>>

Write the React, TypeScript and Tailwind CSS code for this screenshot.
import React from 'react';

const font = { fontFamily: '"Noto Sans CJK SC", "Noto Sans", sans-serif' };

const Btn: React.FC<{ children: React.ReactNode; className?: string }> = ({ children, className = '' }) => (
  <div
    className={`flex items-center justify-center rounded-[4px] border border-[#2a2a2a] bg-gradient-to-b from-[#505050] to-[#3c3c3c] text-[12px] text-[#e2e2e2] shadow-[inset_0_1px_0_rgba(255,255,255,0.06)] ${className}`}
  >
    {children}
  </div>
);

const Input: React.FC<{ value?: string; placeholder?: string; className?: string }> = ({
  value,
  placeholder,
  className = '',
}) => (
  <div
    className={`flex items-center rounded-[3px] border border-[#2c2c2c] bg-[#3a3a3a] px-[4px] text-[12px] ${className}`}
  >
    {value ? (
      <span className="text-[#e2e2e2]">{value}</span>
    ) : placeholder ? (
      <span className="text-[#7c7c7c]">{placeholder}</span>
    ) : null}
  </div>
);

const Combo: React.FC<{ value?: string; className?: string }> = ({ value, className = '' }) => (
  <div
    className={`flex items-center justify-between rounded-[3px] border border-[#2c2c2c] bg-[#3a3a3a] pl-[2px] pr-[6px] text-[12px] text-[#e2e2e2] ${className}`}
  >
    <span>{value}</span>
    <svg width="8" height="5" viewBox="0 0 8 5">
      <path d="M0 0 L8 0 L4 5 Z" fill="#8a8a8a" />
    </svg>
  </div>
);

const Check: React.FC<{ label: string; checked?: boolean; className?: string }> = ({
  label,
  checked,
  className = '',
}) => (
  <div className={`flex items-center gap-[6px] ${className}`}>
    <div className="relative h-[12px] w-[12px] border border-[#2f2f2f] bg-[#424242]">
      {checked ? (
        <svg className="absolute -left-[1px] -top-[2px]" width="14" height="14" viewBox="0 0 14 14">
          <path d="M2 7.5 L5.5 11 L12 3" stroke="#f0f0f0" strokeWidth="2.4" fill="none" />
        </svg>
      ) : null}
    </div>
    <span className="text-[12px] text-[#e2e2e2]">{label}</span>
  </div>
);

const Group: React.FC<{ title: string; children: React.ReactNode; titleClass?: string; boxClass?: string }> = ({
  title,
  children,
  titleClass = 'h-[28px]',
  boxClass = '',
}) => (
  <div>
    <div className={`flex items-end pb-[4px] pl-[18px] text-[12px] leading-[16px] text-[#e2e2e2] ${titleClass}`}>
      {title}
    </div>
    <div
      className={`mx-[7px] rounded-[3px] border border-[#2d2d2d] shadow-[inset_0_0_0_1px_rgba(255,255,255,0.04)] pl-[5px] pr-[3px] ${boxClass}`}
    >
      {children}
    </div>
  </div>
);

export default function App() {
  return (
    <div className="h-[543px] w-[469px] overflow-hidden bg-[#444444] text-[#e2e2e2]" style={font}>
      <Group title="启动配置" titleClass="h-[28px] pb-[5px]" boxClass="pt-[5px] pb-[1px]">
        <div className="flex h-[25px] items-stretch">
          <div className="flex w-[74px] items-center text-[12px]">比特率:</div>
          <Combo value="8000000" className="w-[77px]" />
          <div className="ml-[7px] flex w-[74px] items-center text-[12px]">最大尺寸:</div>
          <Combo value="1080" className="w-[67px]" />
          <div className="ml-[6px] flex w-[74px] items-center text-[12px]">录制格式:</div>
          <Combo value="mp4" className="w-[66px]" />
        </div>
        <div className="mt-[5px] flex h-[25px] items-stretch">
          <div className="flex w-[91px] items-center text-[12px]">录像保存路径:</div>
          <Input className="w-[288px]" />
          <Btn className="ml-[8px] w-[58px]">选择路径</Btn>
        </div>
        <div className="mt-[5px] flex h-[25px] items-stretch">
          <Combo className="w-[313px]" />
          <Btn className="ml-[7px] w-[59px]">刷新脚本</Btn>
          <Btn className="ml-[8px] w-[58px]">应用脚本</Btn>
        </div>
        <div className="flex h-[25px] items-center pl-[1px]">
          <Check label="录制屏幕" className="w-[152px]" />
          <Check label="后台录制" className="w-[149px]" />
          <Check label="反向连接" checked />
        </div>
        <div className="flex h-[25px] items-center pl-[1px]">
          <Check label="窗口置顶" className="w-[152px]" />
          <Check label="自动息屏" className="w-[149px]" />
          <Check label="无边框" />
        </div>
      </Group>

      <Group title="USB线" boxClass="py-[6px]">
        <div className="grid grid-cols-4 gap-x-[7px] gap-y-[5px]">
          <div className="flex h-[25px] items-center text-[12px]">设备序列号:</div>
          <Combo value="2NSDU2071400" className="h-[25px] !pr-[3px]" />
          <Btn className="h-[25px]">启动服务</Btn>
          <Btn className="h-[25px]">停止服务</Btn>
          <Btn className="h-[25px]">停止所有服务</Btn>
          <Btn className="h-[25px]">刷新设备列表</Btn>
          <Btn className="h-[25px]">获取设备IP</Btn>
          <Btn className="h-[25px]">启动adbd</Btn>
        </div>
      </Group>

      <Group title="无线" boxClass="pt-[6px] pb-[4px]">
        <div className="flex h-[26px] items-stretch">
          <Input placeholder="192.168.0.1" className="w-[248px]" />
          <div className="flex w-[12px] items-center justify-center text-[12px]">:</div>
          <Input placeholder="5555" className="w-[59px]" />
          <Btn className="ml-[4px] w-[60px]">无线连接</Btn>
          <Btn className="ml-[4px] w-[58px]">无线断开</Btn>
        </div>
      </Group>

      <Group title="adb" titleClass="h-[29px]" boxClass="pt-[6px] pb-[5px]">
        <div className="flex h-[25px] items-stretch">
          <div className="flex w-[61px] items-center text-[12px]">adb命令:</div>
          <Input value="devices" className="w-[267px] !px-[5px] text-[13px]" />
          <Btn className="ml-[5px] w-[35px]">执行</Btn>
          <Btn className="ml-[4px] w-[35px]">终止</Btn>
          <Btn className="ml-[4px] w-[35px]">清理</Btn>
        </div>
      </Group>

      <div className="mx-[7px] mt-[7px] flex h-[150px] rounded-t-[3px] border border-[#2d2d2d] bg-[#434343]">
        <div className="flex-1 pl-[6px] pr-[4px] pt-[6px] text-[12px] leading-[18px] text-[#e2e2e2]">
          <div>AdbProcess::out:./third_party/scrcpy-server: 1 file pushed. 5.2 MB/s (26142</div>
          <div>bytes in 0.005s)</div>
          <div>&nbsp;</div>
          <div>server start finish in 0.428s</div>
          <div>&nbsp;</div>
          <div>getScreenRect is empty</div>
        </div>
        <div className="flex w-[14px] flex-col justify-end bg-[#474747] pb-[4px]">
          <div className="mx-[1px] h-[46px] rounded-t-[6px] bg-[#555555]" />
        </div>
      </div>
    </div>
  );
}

<<

▶ **Goal**: Give an exact repetition of all the material.

▶ **Response for this exercise**:
Write the React, TypeScript and Tailwind CSS code for this screenshot.
import React from 'react';

const font = { fontFamily: '"Noto Sans CJK SC", "Noto Sans", sans-serif' };

const Btn: React.FC<{ children: React.ReactNode; className?: string }> = ({ children, className = '' }) => (
  <div
    className={`flex items-center justify-center rounded-[4px] border border-[#2a2a2a] bg-gradient-to-b from-[#505050] to-[#3c3c3c] text-[12px] text-[#e2e2e2] shadow-[inset_0_1px_0_rgba(255,255,255,0.06)] ${className}`}
  >
    {children}
  </div>
);

const Input: React.FC<{ value?: string; placeholder?: string; className?: string }> = ({
  value,
  placeholder,
  className = '',
}) => (
  <div
    className={`flex items-center rounded-[3px] border border-[#2c2c2c] bg-[#3a3a3a] px-[4px] text-[12px] ${className}`}
  >
    {value ? (
      <span className="text-[#e2e2e2]">{value}</span>
    ) : placeholder ? (
      <span className="text-[#7c7c7c]">{placeholder}</span>
    ) : null}
  </div>
);

const Combo: React.FC<{ value?: string; className?: string }> = ({ value, className = '' }) => (
  <div
    className={`flex items-center justify-between rounded-[3px] border border-[#2c2c2c] bg-[#3a3a3a] pl-[2px] pr-[6px] text-[12px] text-[#e2e2e2] ${className}`}
  >
    <span>{value}</span>
    <svg width="8" height="5" viewBox="0 0 8 5">
      <path d="M0 0 L8 0 L4 5 Z" fill="#8a8a8a" />
    </svg>
  </div>
);

const Check: React.FC<{ label: string; checked?: boolean; className?: string }> = ({
  label,
  checked,
  className = '',
}) => (
  <div className={`flex items-center gap-[6px] ${className}`}>
    <div className="relative h-[12px] w-[12px] border border-[#2f2f2f] bg-[#424242]">
      {checked ? (
        <svg className="absolute -left-[1px] -top-[2px]" width="14" height="14" viewBox="0 0 14 14">
          <path d="M2 7.5 L5.5 11 L12 3" stroke="#f0f0f0" strokeWidth="2.4" fill="none" />
        </svg>
      ) : null}
    </div>
    <span className="text-[12px] text-[#e2e2e2]">{label}</span>
  </div>
);

const Group: React.FC<{ title: string; children: React.ReactNode; titleClass?: string; boxClass?: string }> = ({
  title,
  children,
  titleClass = 'h-[28px]',
  boxClass = '',
}) => (
  <div>
    <div className={`flex items-end pb-[4px] pl-[18px] text-[12px] leading-[16px] text-[#e2e2e2] ${titleClass}`}>
      {title}
    </div>
    <div
      className={`mx-[7px] rounded-[3px] border border-[#2d2d2d] shadow-[inset_0_0_0_1px_rgba(255,255,255,0.04)] pl-[5px] pr-[3px] ${boxClass}`}
    >
      {children}
    </div>
  </div>
);

export default function App() {
  return (
    <div className="h-[543px] w-[469px] overflow-hidden bg-[#444444] text-[#e2e2e2]" style={font}>
      <Group title="启动配置" titleClass="h-[28px] pb-[5px]" boxClass="pt-[5px] pb-[1px]">
        <div className="flex h-[25px] items-stretch">
          <div className="flex w-[74px] items-center text-[12px]">比特率:</div>
          <Combo value="8000000" className="w-[77px]" />
          <div className="ml-[7px] flex w-[74px] items-center text-[12px]">最大尺寸:</div>
          <Combo value="1080" className="w-[67px]" />
          <div className="ml-[6px] flex w-[74px] items-center text-[12px]">录制格式:</div>
          <Combo value="mp4" className="w-[66px]" />
        </div>
        <div className="mt-[5px] flex h-[25px] items-stretch">
          <div className="flex w-[91px] items-center text-[12px]">录像保存路径:</div>
          <Input className="w-[288px]" />
          <Btn className="ml-[8px] w-[58px]">选择路径</Btn>
        </div>
        <div className="mt-[5px] flex h-[25px] items-stretch">
          <Combo className="w-[313px]" />
          <Btn className="ml-[7px] w-[59px]">刷新脚本</Btn>
          <Btn className="ml-[8px] w-[58px]">应用脚本</Btn>
        </div>
        <div className="flex h-[25px] items-center pl-[1px]">
          <Check label="录制屏幕" className="w-[152px]" />
          <Check label="后台录制" className="w-[149px]" />
          <Check label="反向连接" checked />
        </div>
        <div className="flex h-[25px] items-center pl-[1px]">
          <Check label="窗口置顶" className="w-[152px]" />
          <Check label="自动息屏" className="w-[149px]" />
          <Check label="无边框" />
        </div>
      </Group>

      <Group title="USB线" boxClass="py-[6px]">
        <div className="grid grid-cols-4 gap-x-[7px] gap-y-[5px]">
          <div className="flex h-[25px] items-center text-[12px]">设备序列号:</div>
          <Combo value="2NSDU2071400" className="h-[25px] !pr-[3px]" />
          <Btn className="h-[25px]">启动服务</Btn>
          <Btn className="h-[25px]">停止服务</Btn>
          <Btn className="h-[25px]">停止所有服务</Btn>
          <Btn className="h-[25px]">刷新设备列表</Btn>
          <Btn className="h-[25px]">获取设备IP</Btn>
          <Btn className="h-[25px]">启动adbd</Btn>
        </div>
      </Group>

      <Group title="无线" boxClass="pt-[6px] pb-[4px]">
        <div className="flex h-[26px] items-stretch">
          <Input placeholder="192.168.0.1" className="w-[248px]" />
          <div className="flex w-[12px] items-center justify-center text-[12px]">:</div>
          <Input placeholder="5555" className="w-[59px]" />
          <Btn className="ml-[4px] w-[60px]">无线连接</Btn>
          <Btn className="ml-[4px] w-[58px]">无线断开</Btn>
        </div>
      </Group>

      <Group title="adb" titleClass="h-[29px]" boxClass="pt-[6px] pb-[5px]">
        <div className="flex h-[25px] items-stretch">
          <div className="flex w-[61px] items-center text-[12px]">adb命令:</div>
          <Input value="devices" className="w-[267px] !px-[5px] text-[13px]" />
          <Btn className="ml-[5px] w-[35px]">执行</Btn>
          <Btn className="ml-[4px] w-[35px]">终止</Btn>
          <Btn className="ml-[4px] w-[35px]">清理</Btn>
        </div>
      </Group>

      <div className="mx-[7px] mt-[7px] flex h-[150px] rounded-t-[3px] border border-[#2d2d2d] bg-[#434343]">
        <div className="flex-1 pl-[6px] pr-[4px] pt-[6px] text-[12px] leading-[18px] text-[#e2e2e2]">
          <div>AdbProcess::out:./third_party/scrcpy-server: 1 file pushed. 5.2 MB/s (26142</div>
          <div>bytes in 0.005s)</div>
          <div>&nbsp;</div>
          <div>server start finish in 0.428s</div>
          <div>&nbsp;</div>
          <div>getScreenRect is empty</div>
        </div>
        <div className="flex w-[14px] flex-col justify-end bg-[#474747] pb-[4px]">
          <div className="mx-[1px] h-[46px] rounded-t-[6px] bg-[#555555]" />
        </div>
      </div>
    </div>
  );
}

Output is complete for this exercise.